Une crème en glaise ? Ancienne directrice de formation au sein d’un grand groupe de cosmétiques, Anne-Marie Gabelica a lancé sa propre marque de produits de beauté – Oolution – en 2013 avec la ferme volonté d’élever les standards du secteur en matière de santé et d’environnement. Elle témoigne aujourd’hui des difficultés à proposer de véritables innovations sur le marché, notamment du côté des protections solaires.
L’an dernier, votre entreprise s’est lancée sur le marché des protections solaires en essayant de proposer une alternative aux filtres conventionnels, pouvez-vous nous expliquer votre démarche ?

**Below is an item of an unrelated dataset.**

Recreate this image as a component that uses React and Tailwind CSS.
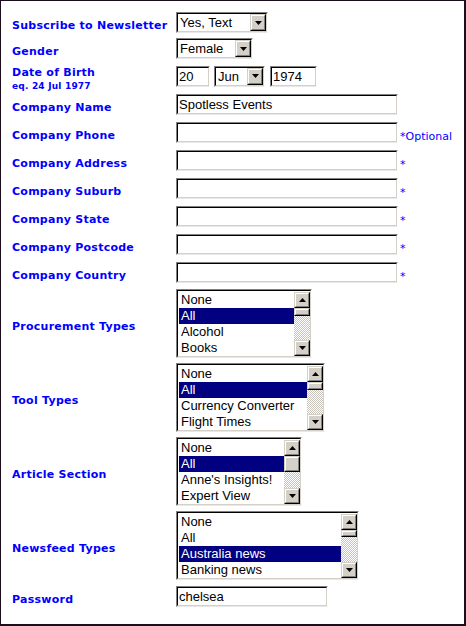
import React from "react";

const LABEL =
  "w-[164px] shrink-0 pt-[6px] font-['DejaVu_Sans',Verdana,sans-serif] font-bold text-[11px] leading-[13px] tracking-[0.25px] text-[#0000ff]";

function Sunken({ className = "", children }) {
  return (
    <div
      className={`box-border border border-t-[#808080] border-l-[#808080] border-r-white border-b-[#e8e8e8] ${className}`}
    >
      <div className="box-border h-full w-full border border-t-black border-l-black border-r-[#d4d0c8] border-b-[#d4d0c8] bg-white overflow-hidden">
        {children}
      </div>
    </div>
  );
}

function Raised({ className = "", children }) {
  return (
    <div
      className={`box-border border border-t-[#d4d0c8] border-l-[#d4d0c8] border-r-black border-b-black ${className}`}
    >
      <div className="box-border h-full w-full border border-t-white border-l-white border-r-[#808080] border-b-[#808080] bg-[#d4d0c8] flex items-center justify-center">
        {children}
      </div>
    </div>
  );
}

function Down() {
  return (
    <svg width="7" height="4" viewBox="0 0 7 4">
      <path d="M0 0h7L3.5 4z" fill="#000" />
    </svg>
  );
}
function Up() {
  return (
    <svg width="7" height="4" viewBox="0 0 7 4">
      <path d="M0 4h7L3.5 0z" fill="#000" />
    </svg>
  );
}

const FIELD = "font-['Liberation_Sans',Arial,sans-serif] text-[13px] text-black";

function TextInput({ w, value = "" }) {
  return (
    <Sunken className={`${w} h-[21px]`}>
      <div className={`${FIELD} pl-[1px] leading-[18px] whitespace-nowrap`}>{value}</div>
    </Sunken>
  );
}

function Select({ w, value }) {
  return (
    <Sunken className={`${w} h-[21px]`}>
      <div className="flex h-full">
        <div className={`${FIELD} flex-1 pl-[2px] leading-[17px] whitespace-nowrap`}>{value}</div>
        <Raised className="w-[16px] h-[17px]">
          <Down />
        </Raised>
      </div>
    </Sunken>
  );
}

function ListBox({ w, items, selected, thumb = "h-[8px]" }) {
  return (
    <Sunken className={`${w} h-[69px]`}>
      <div className="flex h-full pt-[1px]">
        <div className="flex-1 pl-[1px]">
          {items.map((it, i) => (
            <div
              key={it}
              className={`${FIELD} h-[16px] leading-[16px] pl-[2px] whitespace-nowrap ${
                i === selected ? "bg-[#000080] text-white" : ""
              }`}
            >
              {it}
            </div>
          ))}
        </div>
        <div className="w-[16px] h-[64px] flex flex-col">
          <Raised className="w-[16px] h-[16px] shrink-0">
            <Up />
          </Raised>
          <Raised className={`w-[16px] ${thumb} shrink-0`} />
          <div className="flex-1 bg-[repeating-conic-gradient(#c8c4bc_0_25%,#ffffff_0_50%)] bg-[length:2px_2px]" />
          <Raised className="w-[16px] h-[16px] shrink-0">
            <Down />
          </Raised>
        </div>
      </div>
    </Sunken>
  );
}

function Req({ text = "*" }) {
  return (
    <span className="ml-[2px] mb-[1px] font-['DejaVu_Sans',Verdana,sans-serif] text-[11px] leading-none text-[#0000ff]">
      {text}
    </span>
  );
}

function CompanyRow({ label, req = "*", value = "" }) {
  return (
    <div className="flex items-center h-[21px] mt-[7px]">
      <div className={LABEL}>{label}</div>
      <div className="flex items-end h-[21px]">
        <TextInput w="w-[222px]" value={value} />
        {req && <Req text={req} />}
      </div>
    </div>
  );
}

export default function App() {
  return (
    <div className="box-border w-[466px] h-[626px] bg-white border-l border-t border-r-2 border-b-2 border-[#1c0c1c] pl-[11px] pt-[11px]">
      <div className="flex items-center h-[21px]">
        <div className={LABEL}>Subscribe to Newsletter</div>
        <Select w="w-[92px]" value="Yes, Text" />
      </div>
      <div className="flex items-center h-[21px] mt-[5px]">
        <div className={LABEL}>Gender</div>
        <Select w="w-[77px]" value="Female" />
      </div>
      <div className="flex items-center h-[26px] mt-[4px]">
        <div className={LABEL}>
          <div className="leading-[12px]">Date of Birth</div>
          <div className="text-[9px] leading-[11px] mt-[2px] tracking-[0.2px]">eq. 24 Jul 1977</div>
        </div>
        <div className="flex items-center">
          <TextInput w="w-[34px]" value="20" />
          <div className="ml-[4px]">
            <Select w="w-[51px]" value="Jun" />
          </div>
          <div className="ml-[5px]">
            <TextInput w="w-[47px]" value="1974" />
          </div>
        </div>
      </div>
      <div className="flex items-center h-[21px] mt-[5px]">
        <div className={LABEL}>Company Name</div>
        <TextInput w="w-[222px]" value="Spotless Events" />
      </div>
      <CompanyRow label="Company Phone" req="*Optional" />
      <CompanyRow label="Company Address" />
      <CompanyRow label="Company Suburb" />
      <CompanyRow label="Company State" />
      <CompanyRow label="Company Postcode" />
      <CompanyRow label="Company Country" />
      <div className="flex items-center mt-[6px]">
        <div className={LABEL}>Procurement Types</div>
        <ListBox w="w-[136px]" items={["None", "All", "Alcohol", "Books"]} selected={1} />
      </div>
      <div className="flex items-center mt-[5px]">
        <div className={LABEL}>Tool Types</div>
        <ListBox
          w="w-[149px]"
          items={["None", "All", "Currency Converter", "Flight Times"]}
          selected={1}
        />
      </div>
      <div className="flex items-center mt-[5px]">
        <div className={LABEL}>Article Section</div>
        <ListBox
          w="w-[126px]"
          items={["None", "All", "Anne's Insights!", "Expert View"]}
          selected={1}
          thumb="h-[16px]"
        />
      </div>
      <div className="flex items-center mt-[5px]">
        <div className={LABEL}>Newsfeed Types</div>
        <ListBox
          w="w-[183px]"
          items={["None", "All", "Australia news", "Banking news"]}
          selected={2}
          thumb="h-[7px]"
        />
      </div>
      <div className="flex items-center h-[21px] mt-[6px]">
        <div className={LABEL}>Password</div>
        <TextInput w="w-[152px]" value="chelsea" />
      </div>
    </div>
  );
}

S’il est crucial de se protéger du soleil dont les rayonnements peuvent être nocifs sur la santé, plusieurs études montrent que les filtres solaires posent des questions sanitaires indéniables – pour la santé des utilisateurs à long terme, via les perturbateurs endocriniens et les nanoparticules, et pour les écosystèmes marins. Nous avons donc décidé de créer les premiers produits solaires efficaces, 100 % naturels, sans filtres chimiques ou minéraux, à base d’ingrédients uniquement végétaux.
Pour cela, nous nous sommes appuyés sur les études scientifiques qui analysent la façon dont les plantes se protègent du soleil. Après quatre ans de recherches et des centaines de tests sur les substances filtrantes naturelles – extraits et poudres de plantes, huiles et beurres végétaux, huiles essentielles – nous avons développé une huile solaire avec un indice de protection FPS [pour Facteur de protection solaire, NDLR] supérieur à 20.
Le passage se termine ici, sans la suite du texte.